Product fee vs interest rate
Many remortgage deals come in two flavours: a lower headline rate with a higher product fee, or a slightly higher rate with a lower fee. The “best” deal depends on your loan size and how long you’ll keep it.
Quick answer
If your loan is larger and you’ll keep the deal longer, paying a product fee for a lower rate can make sense. If your loan is smaller or you expect to switch again soon, a lower-fee deal is often cheaper overall. The easiest method is to compare by break-even: monthly saving versus fees.
What “product fee vs rate” really means
Lenders often let you “choose” how you pay for a deal. One version charges a higher upfront fee but gives you a lower interest rate. Another version charges a lower fee (or none) but the rate is higher.
The fee is a fixed cost. The rate cost scales with your balance over time. That is why your balance and your time horizon matter so much.
Costs and what affects them
- Fixed cost (often £0 to £1,999+).
- Hurts more on smaller loans because it is a bigger percentage of the balance.
- If added to the mortgage, you pay interest on it.

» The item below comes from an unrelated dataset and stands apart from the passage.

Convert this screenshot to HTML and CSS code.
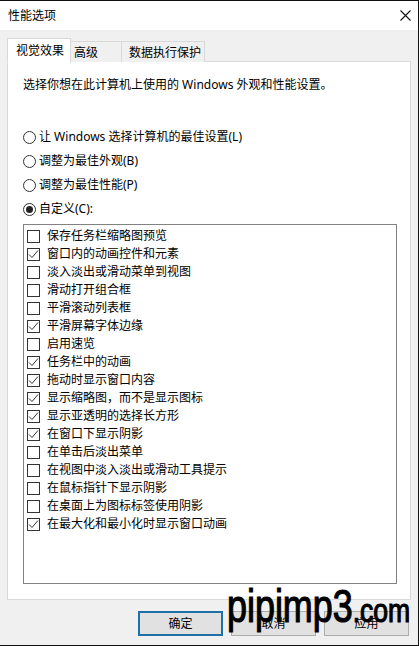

- Ongoing cost that scales with your balance.
- Matters more on larger balances.
- The longer you keep the deal, the more rate differences add up.
Simple way to think about it: fees are “upfront pain”, rates are “monthly drip”. Your job is to choose the cheapest total for your own timeframe.
Pitfalls to avoid
- Comparing the rate only: the cheaper headline rate might lose once the fee is included.
- Ignoring break-even: if you’ll remortgage again before break-even, the high-fee deal can be poor value.
- Adding fees to the loan without realising: it increases borrowing and interest cost.
- Missing cashback: cashback changes net cost and can shift the best choice.
Checklist: how to compare two deals properly
- Estimate monthly payment for Deal A and Deal B using the payment calculator.
- Add up switching costs (product fee, broker fee, legal/valuation if not free).
- Include any ERC if switching early (see ERC guide).
- Subtract any cashback.
- Run the numbers through the break-even calculator.
- Choose the deal that is cheaper over the time you realistically expect to keep it.